New Army lab will speed up radio testing

New testing laboratory will put radios through realistic evaluations to judge their technical maturity.

The Defense Department and the Army have high hopes for a new laboratory designed to speed the testing and deployment of military radios and related command, control, communications, computers, intelligence, surveillance and reconnaissance equipment and software.

The mission of the Radio Evaluation and Analysis Lab (REAL), located at Aberdeen Proving Grounds in Maryland, and managed by the Army’s Communications-Electronics Research, Development and Engineering Center (CERDEC), is to help the service and the DOD make smarter decisions when selecting commercial and government radios and equipment. The lab is part of the Army’s Agile process, which seeks to speed and streamline the acquisition of C4ISR equipment, Scott Newman, chief of CERDEC’s systems engineering analysis branch, said at a June 8 media briefing.
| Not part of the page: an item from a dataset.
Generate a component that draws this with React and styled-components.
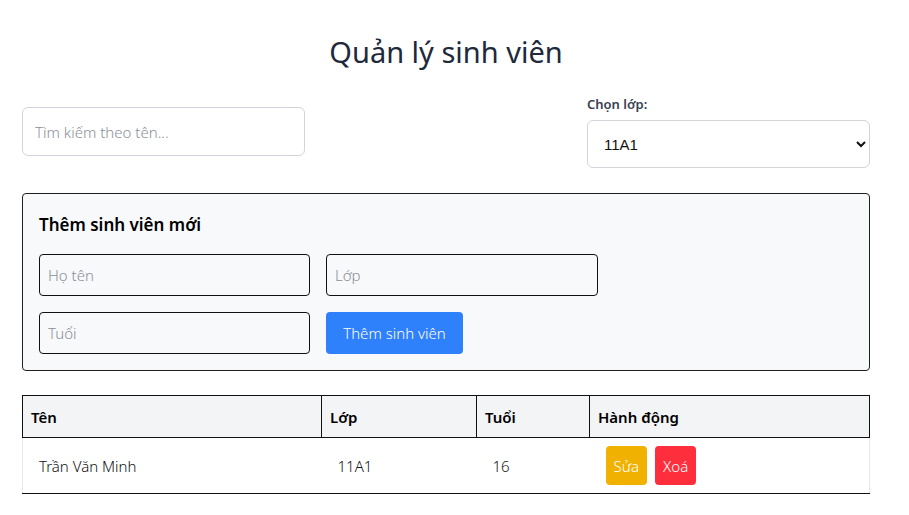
import React from 'react';
import styled, { createGlobalStyle } from 'styled-components';

const GlobalStyle = createGlobalStyle`
  body {
    margin: 0;
    background: #ffffff;
    font-family: "Noto Sans", "Open Sans", sans-serif;
  }
`;

const students = [
  { name: 'Trần Văn Minh', className: '11A1', age: 16 }
];

const App = () => {
  return (
    <>
      <GlobalStyle />
      <Page>
        <Title>Quản lý sinh viên</Title>

        <FilterRow>
          <SearchInput placeholder="Tìm kiếm theo tên..." />
          <SelectGroup>
            <Label>Chọn lớp:</Label>
            <ClassSelect defaultValue="11A1">
              <option value="11A1">11A1</option>
              <option value="11A2">11A2</option>
              <option value="12A1">12A1</option>
            </ClassSelect>
          </SelectGroup>
        </FilterRow>

        <FormBox>
          <FormTitle>Thêm sinh viên mới</FormTitle>
          <FormGrid>
            <FormInput placeholder="Họ tên" />
            <FormInput placeholder="Lớp" />
            <FormInput placeholder="Tuổi" />
            <AddButton>Thêm sinh viên</AddButton>
          </FormGrid>
        </FormBox>

        <Table>
          <colgroup>
            <col style={{ width: '299px' }} />
            <col style={{ width: '155px' }} />
            <col style={{ width: '113px' }} />
            <col />
          </colgroup>
          <thead>
            <tr>
              <Th>Tên</Th>
              <Th>Lớp</Th>
              <Th>Tuổi</Th>
              <Th>Hành động</Th>
            </tr>
          </thead>
          <tbody>
            {students.map((s) => (
              <tr key={s.name}>
                <Td>{s.name}</Td>
                <Td>{s.className}</Td>
                <Td>{s.age}</Td>
                <Td>
                  <Actions>
                    <ActionButton $color="#f0b100">Sửa</ActionButton>
                    <ActionButton $color="#ff2e3c">Xoá</ActionButton>
                  </Actions>
                </Td>
              </tr>
            ))}
          </tbody>
        </Table>
      </Page>
    </>
  );
};

const Page = styled.div`
  width: 848px;
  margin-left: 22px;
  padding: 30px 0 20px;
`;

const Title = styled.h1`
  margin: 0 0 21px;
  text-align: center;
  font-size: 29px;
  font-weight: 400;
  color: #1e293b;
  line-height: 44px;
`;

const FilterRow = styled.div`
  display: flex;
  justify-content: space-between;
  align-items: center;
  margin-bottom: 25px;
`;

const SearchInput = styled.input`
  box-sizing: border-box;
  width: 283px;
  height: 49px;
  padding: 0 12px;
  border: 1px solid #d1d5db;
  border-radius: 6px;
  font-family: inherit;
  font-size: 15px;
  font-weight: 300;
  outline: none;

  &::placeholder {
    color: #8a8f98;
  }
`;

const SelectGroup = styled.div`
  display: flex;
  flex-direction: column;
  gap: 7px;
  width: 283px;
`;

const Label = styled.label`
  font-size: 13px;
  font-weight: 600;
  color: #374151;
  line-height: 18px;
`;

const ClassSelect = styled.select`
  box-sizing: border-box;
  width: 100%;
  height: 48px;
  padding: 0 12px;
  border: 1px solid #d1d5db;
  border-radius: 6px;
  background: #ffffff;
  font-family: "Liberation Sans", Arial, sans-serif;
  font-size: 15px;
  color: #111111;
`;

const FormBox = styled.div`
  box-sizing: border-box;
  border: 1px solid #1f1f1f;
  border-radius: 4px;
  background: #f8f9fb;
  padding: 18px 16px 16px;
  margin-bottom: 24px;
`;

const FormTitle = styled.h3`
  margin: 0 0 16px;
  font-size: 17px;
  font-weight: 600;
  color: #000000;
  line-height: 26px;
`;

const FormGrid = styled.div`
  display: grid;
  grid-template-columns: 271px 272px;
  grid-auto-rows: 42px;
  gap: 16px;
  justify-items: start;
`;

const FormInput = styled.input`
  box-sizing: border-box;
  width: 100%;
  height: 42px;
  padding: 0 8px;
  border: 1px solid #111111;
  border-radius: 4px;
  background: transparent;
  font-family: inherit;
  font-size: 15px;
  font-weight: 300;
  outline: none;

  &::placeholder {
    color: #8a8f98;
  }
`;

const AddButton = styled.button`
  width: 137px;
  height: 42px;
  border: none;
  border-radius: 4px;
  background: #2f80fb;
  color: #ffffff;
  font-family: inherit;
  font-size: 15px;
  font-weight: 300;
  cursor: pointer;
`;

const Table = styled.table`
  width: 100%;
  border-collapse: collapse;
  table-layout: fixed;
`;

const Th = styled.th`
  height: 42px;
  box-sizing: border-box;
  padding: 0 8px;
  border: 1px solid #111111;
  background: #f3f4f6;
  text-align: left;
  font-size: 15px;
  font-weight: 600;
  color: #000000;
`;

const Td = styled.td`
  height: 56px;
  box-sizing: border-box;
  padding: 0 16px;
  border-bottom: 1px solid #111111;
  font-size: 15px;
  font-weight: 300;
  color: #111111;

  &:first-child {
    border-left: 1px solid #e5e7eb;
  }

  &:last-child {
    border-right: 1px solid #e5e7eb;
  }
`;

const Actions = styled.div`
  display: flex;
  gap: 8px;
`;

const ActionButton = styled.button`
  height: 39px;
  padding: 0 8px;
  border: none;
  border-radius: 4px;
  background: ${(props) => props.$color};
  color: #ffffff;
  font-family: inherit;
  font-size: 15px;
  font-weight: 300;
  cursor: pointer;
`;

export default App;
Under the Agile process, the laboratory sends out regular requests for white papers to meet needs identified by the Army’s Training and Doctrine Command. Selected systems are then brought into REAL to be evaluated for their overall technical maturity, network performance, scalability, application performance and ability to integrate with existing DOD networks and equipment. Systems passing this test will go on to full field tests at the Army’s bi-annual Network Integration Exercises  (NIE) at Fort Bliss, Texas, and White Sands Missile Range, N.M. Successful technologies then go through a final review before being assigned to a program of record.

The goal of REAL and the Agile program is to test and acquire radios within months to a year, as opposed to the multiple years it currently takes, Newman said.

To facilitate realistic testing, the heart of REAL is the radio frequency attenuation network, a system designed to simulate realistic field conditions for multiple radios. The radio’s antenna feeds are plugged into the matrix, which can emulate movement and loss of signal due to buildings, terrain and foliage. The laboratory has two matrices capable of testing 40 radios. A third matrix is being acquired that will allow the lab to simultaneously test up to 60 radios.

In addition to radios, the matrix can test the underlying network aspects for network operations, network management systems and information assurance capabilities. The matrix can also simulate operational traffic, run recordings of actual captured network traffic from real exercises, and test cellular networks. The laboratory also has routers to run C4ISR applications such as the Force XXI Battle Command Brigade and Below system and Command Post of the Future on the network.

The laboratory has already helped evaluate Harris AN/PRC-117G wideband tactical radios running the latest version of the Advanced Ad Hoc Networking Wideband Waveform for use in the current NIE. The old version of the waveform supported 10 to 15 nodes, but the new version handles up to 30 nodes. The laboratory worked with Harris to test and debug the new waveforms before their deployment to Fort Bliss, Newman said.